Lilith Feature
Mah-Jongg in the Lives of Jewish Women
Call up a Jewish community center these days, and you’ll likely find a mah-jongg game about to convene. Seattle, Albuquerque, Nashville, Denver, Stamford, Albany, … and what seem to be hundreds more. Mah-jongg is back.
Elissa Meth Kestin, a New Yorker in her 30s, took up the game in order to be able to play with her grandmother. Soon Kestin, who blogs at bamcrak.com, was teaching it formally at a Jewish center serving mostly young, single women. “Many people my age have sets in their closets” — inherited from their grandmothers, aunts, mothers — and they have “these wonderful memories of the game.”
But before mah-jongg was Jewish, it was the craze of non-Jewish America. Introduced in the early 1920s, mah-jongg was exotic and fabulous. A set, notes a new exhibition on the game, “added to the sophisticate’s repertoire. … [It] had the appeal of simulating an encounter with another culture.” “Project Mah Jongg,” running through January 2011 at New York’s Museum of Jewish Heritage — A Living Memorial to the Holocaust, traces the Jewish fascination with the game. Jewish women, notes curator Melissa Martens, embraced the game as an “acceptable” pastime that had been “vetted” as American. Quickly, they began playing it in their living rooms and in community centers and synagogues, using the game to raise money for Jewish causes.

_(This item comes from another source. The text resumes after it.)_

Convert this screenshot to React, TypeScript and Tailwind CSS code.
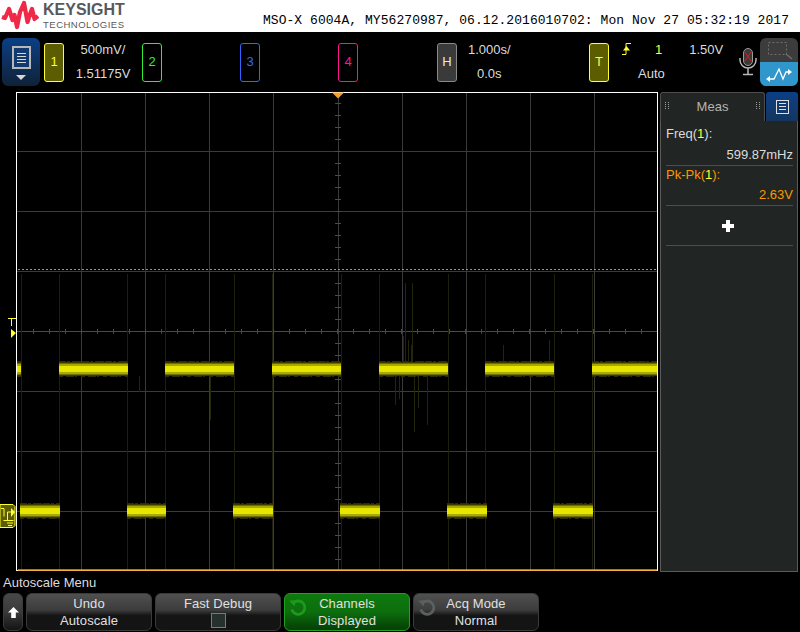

Today, the National Mah Jongg League, founded by a group of Jewish women in 1937, boasts well over 300,000 members, a number that president Ruth Unger estimates has more than doubled in the last 20 years. Why? Consider it another step in the great American experiment of assimilation. “We have become very much more inclusive,” Unger told Lilith. “Most of the new members that are coming in, we don’t know how to spell their last names. Does that say it?”
In these pages, Dorothy Stern explains how mah-jongg games in that earlier era both acculturated and oppressed the Jewish women who loved them.
But not all games today are your grandma’s mah-jongg. Kestin, who works full time, plays about three regular games a month in addition to the sold-out classes she teaches at New York’s 92nd St. Y. Gone are the fine china and bridge mix. Fancy? “Not in my circles. Often we order in and eat off the plates they’ve provided.”